Hyperball packings related to octahedron and cube tilings in hyperbolic space

TL;DR

This paper investigates the densest arrangements of hyperballs in hyperbolic 3-space related to octahedron and cube tilings, finding configurations that surpass classical density bounds and identifying the most optimal packings.

Contribution

It introduces new hyperball packing configurations in hyperbolic space, determining their densities and showing some exceed known bounds for ball packings.

Findings

Densest hyperball packing density is approximately 0.86145.

Locally optimal non-congruent hyperball packing density is about 0.84931.

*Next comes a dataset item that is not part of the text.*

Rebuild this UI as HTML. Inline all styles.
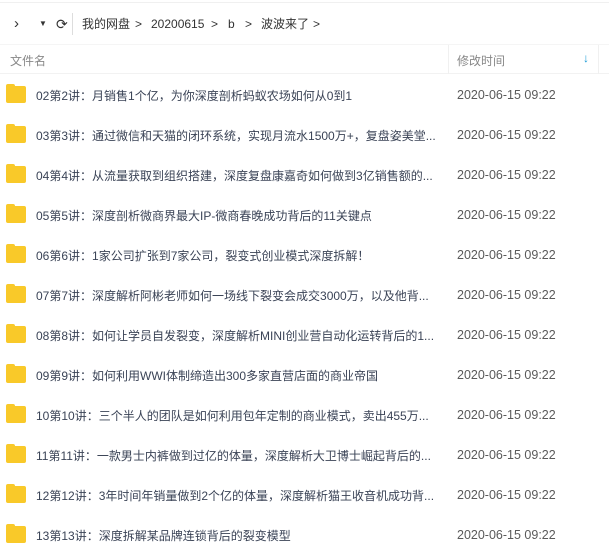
<!DOCTYPE html>
<html><head><meta charset="utf-8"><style>
*{margin:0;padding:0;box-sizing:border-box}
body{width:609px;height:532px;overflow:hidden;background:#fff;font-family:"Liberation Sans","Noto Sans CJK SC",sans-serif;color:#424e67;font-size:12px;position:relative}
.top{position:absolute;left:0;top:0;width:609px;height:3px;border-bottom:1px solid #f0f0f0}
.nav{position:absolute;top:14px;left:0;height:20px;font-size:12px;color:#333}
.nav span{position:absolute;top:0;white-space:nowrap;line-height:20px}
.hdr{position:absolute;top:44px;left:0;width:609px;height:30px;border-bottom:1px solid #f2f2f2;border-top:1px solid #f5f5f5;color:#888;font-size:12px}
.hdr span{position:absolute;top:7px}
.row{position:absolute;left:0;width:609px;height:20px}
.fold{position:absolute;left:6px;top:1px;width:20px;height:17px;background:#f9c929;border-radius:2px}
.fold:before{content:"";position:absolute;left:0;top:-2px;width:9px;height:4px;background:#f9c929;border-radius:2px 2px 0 0}
.name{position:absolute;left:36px;top:2px;white-space:nowrap;color:#3a4356}
.date{position:absolute;left:457px;top:3px;color:#5a5a5a;font-size:12.5px}
</style></head><body>
<div class="top"></div>
<div class="nav">
<span style="left:14px;font-size:15px;color:#333">&#x203A;</span>
<span style="left:39px;font-size:8px">▼</span>
<span style="left:56px;font-size:14px">⟳</span>
<span style="left:72px;top:-1px;width:1px;height:22px;background:#ddd"></span>
<span style="left:82px">我的网盘</span>
<span style="left:135px">&gt;</span>
<span style="left:151px">20200615</span>
<span style="left:211px">&gt;</span>
<span style="left:228px">b</span>
<span style="left:245px">&gt;</span>
<span style="left:261px">波波来了</span>
<span style="left:313px">&gt;</span>
</div>
<div class="hdr">
<span style="left:10px">文件名</span>
<span style="left:448px;top:0;height:29px;width:1px;background:#f0f0f0"></span>
<span style="left:457px">修改时间</span>
<span style="left:583px;color:#1a9ad6;font-weight:bold;top:6px">↓</span>
<span style="left:598px;top:0;height:29px;width:1px;background:#f0f0f0"></span>
</div>
<div class="row" style="top:85px"><div class="fold"></div><div class="name">02第2讲：月销售1个亿，为你深度剖析蚂蚁农场如何从0到1</div><div class="date">2020-06-15 09:22</div></div>
<div class="row" style="top:125px"><div class="fold"></div><div class="name">03第3讲：通过微信和天猫的闭环系统，实现月流水1500万+，复盘姿美堂...</div><div class="date">2020-06-15 09:22</div></div>
<div class="row" style="top:165px"><div class="fold"></div><div class="name">04第4讲：从流量获取到组织搭建，深度复盘康嘉奇如何做到3亿销售额的...</div><div class="date">2020-06-15 09:22</div></div>
<div class="row" style="top:205px"><div class="fold"></div><div class="name">05第5讲：深度剖析微商界最大IP-微商春晚成功背后的11关键点</div><div class="date">2020-06-15 09:22</div></div>
<div class="row" style="top:245px"><div class="fold"></div><div class="name">06第6讲：1家公司扩张到7家公司，裂变式创业模式深度拆解！</div><div class="date">2020-06-15 09:22</div></div>
<div class="row" style="top:285px"><div class="fold"></div><div class="name">07第7讲：深度解析阿彬老师如何一场线下裂变会成交3000万，以及他背...</div><div class="date">2020-06-15 09:22</div></div>
<div class="row" style="top:325px"><div class="fold"></div><div class="name">08第8讲：如何让学员自发裂变，深度解析MINI创业营自动化运转背后的1...</div><div class="date">2020-06-15 09:22</div></div>
<div class="row" style="top:365px"><div class="fold"></div><div class="name">09第9讲：如何利用WWI体制缔造出300多家直营店面的商业帝国</div><div class="date">2020-06-15 09:22</div></div>
<div class="row" style="top:405px"><div class="fold"></div><div class="name">10第10讲：三个半人的团队是如何利用包年定制的商业模式，卖出455万...</div><div class="date">2020-06-15 09:22</div></div>
<div class="row" style="top:445px"><div class="fold"></div><div class="name">11第11讲：一款男士内裤做到过亿的体量，深度解析大卫博士崛起背后的...</div><div class="date">2020-06-15 09:22</div></div>
<div class="row" style="top:485px"><div class="fold"></div><div class="name">12第12讲：3年时间年销量做到2个亿的体量，深度解析猫王收音机成功背...</div><div class="date">2020-06-15 09:22</div></div>
<div class="row" style="top:525px"><div class="fold"></div><div class="name">13第13讲：深度拆解某品牌连锁背后的裂变模型</div><div class="date">2020-06-15 09:22</div></div>
</body></html>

Some hyperball packings surpass the B"or"oczky-Florian density upper bound.

Abstract

In this paper we study congruent and non-congruent hyperball (hypersphere) packings of the truncated regular octahedron and cube tilings. These are derived from the Coxeter simplex tilings $\{p,3,4\}$ $(7\le p \in \mathbb{N})$ and $\{p,4,3\}$ $(5\le p \in \mathbb{N})$ in $3$-dimensional hyperbolic space $\mathbb{H}^3$. We determine the densest hyperball packing arrangement and its density with congruent and non-congruent hyperballs related to the above tilings in $\mathbb{H}^3$. We prove that the locally densest congruent or non-congruent hyperball configuration belongs to the regular truncated cube with density $\approx 0.86145$. This is larger than the B\"or\"oczky-Florian density upper bound for balls and horoballs. Our locally optimal non-congruent hyperball packing configuration cannot be extended to the entire hyperbolic space $\mathbb{H}^3$, but we determine the extendable densest non-congruent hyperball packing arrangement related to a regular cube tiling with density $\approx 0.84931$.